Il ajoute : « Je crois aussi qu’une ressource pouvant accueillir 5 à 7 personnes pourrait combler nos besoins pour le moment. Il est important de préciser que depuis 1 an nous avons reçu 5 personnes itinérantes venant d’un peu partout au Québec. De ces personnes, 3 ont demeuré dans le secteur de Rivière-Rouge ».
Des municipalités qui manquent de ressources
Pour la mairesse de Nominingue, Francine Létourneau, les ressources ne sont pas au rendez-vous et elle ne s’en cache pas.
« Nous n’avons pas de ressources. Nous avons tout de même offert à M. Duval la possibilité, quand il fait très froid, de loger les sans-abris en bas de l’hôtel de ville dans une de nos salles. Ces personnes sont à la chaleur, mais nous ne pouvons pas les nourrir.
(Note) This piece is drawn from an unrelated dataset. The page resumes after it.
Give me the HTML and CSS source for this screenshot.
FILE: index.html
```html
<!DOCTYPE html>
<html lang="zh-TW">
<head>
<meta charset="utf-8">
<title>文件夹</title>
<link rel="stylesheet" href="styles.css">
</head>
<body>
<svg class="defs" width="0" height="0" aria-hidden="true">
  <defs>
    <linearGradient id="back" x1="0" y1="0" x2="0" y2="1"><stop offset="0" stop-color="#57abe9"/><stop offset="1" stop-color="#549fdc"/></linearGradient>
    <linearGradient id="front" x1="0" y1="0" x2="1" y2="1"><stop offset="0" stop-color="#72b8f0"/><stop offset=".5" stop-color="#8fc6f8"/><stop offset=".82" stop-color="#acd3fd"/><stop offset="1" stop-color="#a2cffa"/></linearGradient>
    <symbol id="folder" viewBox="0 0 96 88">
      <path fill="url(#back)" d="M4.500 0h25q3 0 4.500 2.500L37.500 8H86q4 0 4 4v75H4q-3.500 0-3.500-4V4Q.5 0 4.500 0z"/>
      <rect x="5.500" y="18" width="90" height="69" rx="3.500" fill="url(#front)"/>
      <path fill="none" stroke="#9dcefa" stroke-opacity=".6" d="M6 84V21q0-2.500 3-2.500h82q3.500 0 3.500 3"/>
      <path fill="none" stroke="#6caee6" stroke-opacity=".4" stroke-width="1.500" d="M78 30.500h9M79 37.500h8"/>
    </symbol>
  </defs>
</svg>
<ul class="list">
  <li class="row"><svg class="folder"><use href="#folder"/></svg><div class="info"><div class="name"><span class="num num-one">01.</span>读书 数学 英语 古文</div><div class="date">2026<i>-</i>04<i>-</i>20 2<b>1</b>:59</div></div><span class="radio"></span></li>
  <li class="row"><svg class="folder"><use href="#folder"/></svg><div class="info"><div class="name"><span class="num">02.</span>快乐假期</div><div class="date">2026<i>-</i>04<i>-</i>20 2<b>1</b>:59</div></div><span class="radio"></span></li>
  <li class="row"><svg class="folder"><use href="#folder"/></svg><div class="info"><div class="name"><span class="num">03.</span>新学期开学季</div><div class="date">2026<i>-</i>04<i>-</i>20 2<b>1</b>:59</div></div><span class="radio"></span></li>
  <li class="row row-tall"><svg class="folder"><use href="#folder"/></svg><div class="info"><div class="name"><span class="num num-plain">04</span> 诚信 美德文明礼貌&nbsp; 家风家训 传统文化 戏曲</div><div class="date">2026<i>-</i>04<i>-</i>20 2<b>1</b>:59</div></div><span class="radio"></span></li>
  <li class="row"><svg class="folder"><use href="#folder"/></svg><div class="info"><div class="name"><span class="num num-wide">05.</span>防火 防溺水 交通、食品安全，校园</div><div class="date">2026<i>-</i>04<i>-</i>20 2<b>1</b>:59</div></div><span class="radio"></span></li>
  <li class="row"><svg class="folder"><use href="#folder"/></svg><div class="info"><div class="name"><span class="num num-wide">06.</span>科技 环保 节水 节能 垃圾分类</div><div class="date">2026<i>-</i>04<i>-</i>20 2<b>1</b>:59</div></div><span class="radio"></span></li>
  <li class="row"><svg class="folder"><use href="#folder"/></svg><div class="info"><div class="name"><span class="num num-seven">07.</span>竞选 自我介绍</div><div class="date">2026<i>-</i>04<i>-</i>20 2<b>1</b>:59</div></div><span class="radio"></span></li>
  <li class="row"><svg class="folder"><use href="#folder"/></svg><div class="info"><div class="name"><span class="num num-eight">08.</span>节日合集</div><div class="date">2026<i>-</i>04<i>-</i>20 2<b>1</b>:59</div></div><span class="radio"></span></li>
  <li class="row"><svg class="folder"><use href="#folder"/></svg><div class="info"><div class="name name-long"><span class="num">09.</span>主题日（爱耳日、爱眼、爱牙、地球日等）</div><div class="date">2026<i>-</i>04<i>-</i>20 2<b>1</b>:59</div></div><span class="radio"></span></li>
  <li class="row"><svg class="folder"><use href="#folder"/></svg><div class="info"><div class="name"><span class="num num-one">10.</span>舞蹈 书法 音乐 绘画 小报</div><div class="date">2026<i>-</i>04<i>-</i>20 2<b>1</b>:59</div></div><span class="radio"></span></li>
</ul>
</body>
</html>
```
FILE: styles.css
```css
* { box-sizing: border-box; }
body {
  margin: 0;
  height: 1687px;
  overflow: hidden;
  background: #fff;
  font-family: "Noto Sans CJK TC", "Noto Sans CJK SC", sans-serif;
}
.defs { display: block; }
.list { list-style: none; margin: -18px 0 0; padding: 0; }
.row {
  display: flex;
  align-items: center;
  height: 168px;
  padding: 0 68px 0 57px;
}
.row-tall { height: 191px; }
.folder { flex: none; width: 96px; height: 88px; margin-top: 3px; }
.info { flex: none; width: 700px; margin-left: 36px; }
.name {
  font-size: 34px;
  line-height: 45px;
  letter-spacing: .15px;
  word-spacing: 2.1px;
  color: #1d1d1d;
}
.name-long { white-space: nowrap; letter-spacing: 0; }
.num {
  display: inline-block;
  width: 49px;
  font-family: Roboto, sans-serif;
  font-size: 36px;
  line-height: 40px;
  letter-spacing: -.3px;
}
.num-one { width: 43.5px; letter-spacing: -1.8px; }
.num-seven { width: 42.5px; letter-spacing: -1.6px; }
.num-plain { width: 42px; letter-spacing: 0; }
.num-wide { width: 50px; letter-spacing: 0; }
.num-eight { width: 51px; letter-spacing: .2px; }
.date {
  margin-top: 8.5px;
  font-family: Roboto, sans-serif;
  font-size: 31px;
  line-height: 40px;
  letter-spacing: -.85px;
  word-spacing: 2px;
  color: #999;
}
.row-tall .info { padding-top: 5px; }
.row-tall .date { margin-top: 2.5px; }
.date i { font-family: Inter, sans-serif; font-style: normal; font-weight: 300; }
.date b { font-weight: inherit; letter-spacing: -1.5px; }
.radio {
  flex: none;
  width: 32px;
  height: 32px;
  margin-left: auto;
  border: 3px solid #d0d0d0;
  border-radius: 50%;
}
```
Finalement, ça ne s’est pas concrétisé, car les gens ne veulent pas. »
La Municipalité offre aux gens le transport en taxi jusqu’à Mont-Laurier, où les ressources existent.
Denis Lacasse, maire de Rivière-Rouge, confirme que le bloc sanitaire a bel et bien été ouvert lors d’un épisode de grand froid récemment. Mais il souhaite que l’on puisse un jour aménager des espaces adéquats pour les itinérants.
« Ce n’est pas évident, car beaucoup de ces gens sont de passages et l’on ne le sait pas quand ils arrivent ou quand ils partent. Mais oui, je crois qu’un local serait pertinent. »
Quant à l’avenir des ressources à Nominingue, Mme Létourneau avoue que les sommes d’argent ne sont pas au rendez-vous pour faire plus.